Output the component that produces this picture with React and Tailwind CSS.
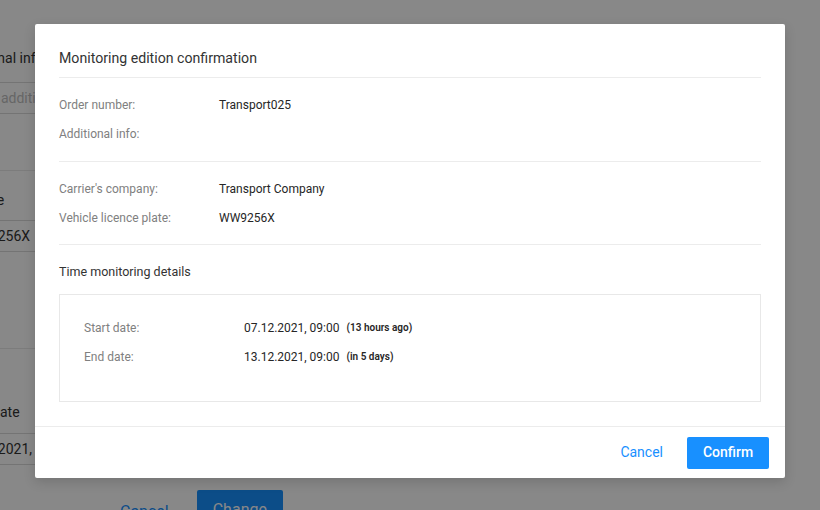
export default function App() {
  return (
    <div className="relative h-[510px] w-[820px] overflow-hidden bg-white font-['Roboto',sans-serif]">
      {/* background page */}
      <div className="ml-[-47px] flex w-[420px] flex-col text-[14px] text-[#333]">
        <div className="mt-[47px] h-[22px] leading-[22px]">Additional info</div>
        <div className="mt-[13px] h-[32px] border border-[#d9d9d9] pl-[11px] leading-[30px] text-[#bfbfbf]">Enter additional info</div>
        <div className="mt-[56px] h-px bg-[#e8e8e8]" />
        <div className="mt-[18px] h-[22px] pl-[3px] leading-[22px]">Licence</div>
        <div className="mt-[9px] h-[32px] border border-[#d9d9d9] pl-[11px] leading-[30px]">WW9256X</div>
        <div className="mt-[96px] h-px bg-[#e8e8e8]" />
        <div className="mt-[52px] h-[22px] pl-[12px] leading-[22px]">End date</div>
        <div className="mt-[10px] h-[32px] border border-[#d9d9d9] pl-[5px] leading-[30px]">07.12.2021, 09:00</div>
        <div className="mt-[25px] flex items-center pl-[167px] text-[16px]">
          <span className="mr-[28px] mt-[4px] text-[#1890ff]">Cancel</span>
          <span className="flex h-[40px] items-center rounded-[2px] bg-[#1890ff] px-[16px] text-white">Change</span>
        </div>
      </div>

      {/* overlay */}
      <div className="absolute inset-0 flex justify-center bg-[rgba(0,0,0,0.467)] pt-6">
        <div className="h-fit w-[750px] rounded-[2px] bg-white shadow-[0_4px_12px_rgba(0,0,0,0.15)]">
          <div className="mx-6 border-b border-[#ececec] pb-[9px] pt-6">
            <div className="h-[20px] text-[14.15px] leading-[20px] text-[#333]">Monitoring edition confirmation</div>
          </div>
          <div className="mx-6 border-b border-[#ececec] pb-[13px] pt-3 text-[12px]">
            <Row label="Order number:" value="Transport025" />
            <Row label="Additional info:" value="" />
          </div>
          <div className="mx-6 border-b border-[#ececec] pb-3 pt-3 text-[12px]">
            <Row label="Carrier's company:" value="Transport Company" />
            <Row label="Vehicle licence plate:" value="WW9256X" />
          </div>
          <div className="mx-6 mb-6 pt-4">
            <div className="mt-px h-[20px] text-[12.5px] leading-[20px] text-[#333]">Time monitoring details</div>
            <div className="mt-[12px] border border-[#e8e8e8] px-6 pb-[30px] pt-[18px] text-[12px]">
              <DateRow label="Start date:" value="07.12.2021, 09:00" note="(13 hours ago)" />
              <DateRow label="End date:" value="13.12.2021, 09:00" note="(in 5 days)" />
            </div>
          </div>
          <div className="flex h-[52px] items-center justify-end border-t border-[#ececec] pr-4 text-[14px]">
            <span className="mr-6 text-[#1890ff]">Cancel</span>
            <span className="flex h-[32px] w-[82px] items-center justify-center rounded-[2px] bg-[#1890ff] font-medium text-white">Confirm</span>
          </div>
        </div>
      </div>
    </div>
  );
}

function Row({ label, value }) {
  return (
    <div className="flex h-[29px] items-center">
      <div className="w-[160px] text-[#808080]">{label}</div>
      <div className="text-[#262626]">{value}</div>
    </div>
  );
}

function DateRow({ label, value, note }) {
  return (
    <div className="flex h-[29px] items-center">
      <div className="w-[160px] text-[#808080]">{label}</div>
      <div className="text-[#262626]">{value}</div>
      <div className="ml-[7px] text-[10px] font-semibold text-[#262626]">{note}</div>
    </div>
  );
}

· · · · ·

• **TO BE DONE**:
Omit every picture, then reproduce the rest of the listing exactly.

• **COMPLETE OUTPUT**:
Output the component that produces this picture with React and Tailwind CSS.
export default function App() {
  return (
    <div className="relative h-[510px] w-[820px] overflow-hidden bg-white font-['Roboto',sans-serif]">
      {/* background page */}
      <div className="ml-[-47px] flex w-[420px] flex-col text-[14px] text-[#333]">
        <div className="mt-[47px] h-[22px] leading-[22px]">Additional info</div>
        <div className="mt-[13px] h-[32px] border border-[#d9d9d9] pl-[11px] leading-[30px] text-[#bfbfbf]">Enter additional info</div>
        <div className="mt-[56px] h-px bg-[#e8e8e8]" />
        <div className="mt-[18px] h-[22px] pl-[3px] leading-[22px]">Licence</div>
        <div className="mt-[9px] h-[32px] border border-[#d9d9d9] pl-[11px] leading-[30px]">WW9256X</div>
        <div className="mt-[96px] h-px bg-[#e8e8e8]" />
        <div className="mt-[52px] h-[22px] pl-[12px] leading-[22px]">End date</div>
        <div className="mt-[10px] h-[32px] border border-[#d9d9d9] pl-[5px] leading-[30px]">07.12.2021, 09:00</div>
        <div className="mt-[25px] flex items-center pl-[167px] text-[16px]">
          <span className="mr-[28px] mt-[4px] text-[#1890ff]">Cancel</span>
          <span className="flex h-[40px] items-center rounded-[2px] bg-[#1890ff] px-[16px] text-white">Change</span>
        </div>
      </div>

      {/* overlay */}
      <div className="absolute inset-0 flex justify-center bg-[rgba(0,0,0,0.467)] pt-6">
        <div className="h-fit w-[750px] rounded-[2px] bg-white shadow-[0_4px_12px_rgba(0,0,0,0.15)]">
          <div className="mx-6 border-b border-[#ececec] pb-[9px] pt-6">
            <div className="h-[20px] text-[14.15px] leading-[20px] text-[#333]">Monitoring edition confirmation</div>
          </div>
          <div className="mx-6 border-b border-[#ececec] pb-[13px] pt-3 text-[12px]">
            <Row label="Order number:" value="Transport025" />
            <Row label="Additional info:" value="" />
          </div>
          <div className="mx-6 border-b border-[#ececec] pb-3 pt-3 text-[12px]">
            <Row label="Carrier's company:" value="Transport Company" />
            <Row label="Vehicle licence plate:" value="WW9256X" />
          </div>
          <div className="mx-6 mb-6 pt-4">
            <div className="mt-px h-[20px] text-[12.5px] leading-[20px] text-[#333]">Time monitoring details</div>
            <div className="mt-[12px] border border-[#e8e8e8] px-6 pb-[30px] pt-[18px] text-[12px]">
              <DateRow label="Start date:" value="07.12.2021, 09:00" note="(13 hours ago)" />
              <DateRow label="End date:" value="13.12.2021, 09:00" note="(in 5 days)" />
            </div>
          </div>
          <div className="flex h-[52px] items-center justify-end border-t border-[#ececec] pr-4 text-[14px]">
            <span className="mr-6 text-[#1890ff]">Cancel</span>
            <span className="flex h-[32px] w-[82px] items-center justify-center rounded-[2px] bg-[#1890ff] font-medium text-white">Confirm</span>
          </div>
        </div>
      </div>
    </div>
  );
}

function Row({ label, value }) {
  return (
    <div className="flex h-[29px] items-center">
      <div className="w-[160px] text-[#808080]">{label}</div>
      <div className="text-[#262626]">{value}</div>
    </div>
  );
}

function DateRow({ label, value, note }) {
  return (
    <div className="flex h-[29px] items-center">
      <div className="w-[160px] text-[#808080]">{label}</div>
      <div className="text-[#262626]">{value}</div>
      <div className="ml-[7px] text-[10px] font-semibold text-[#262626]">{note}</div>
    </div>
  );
}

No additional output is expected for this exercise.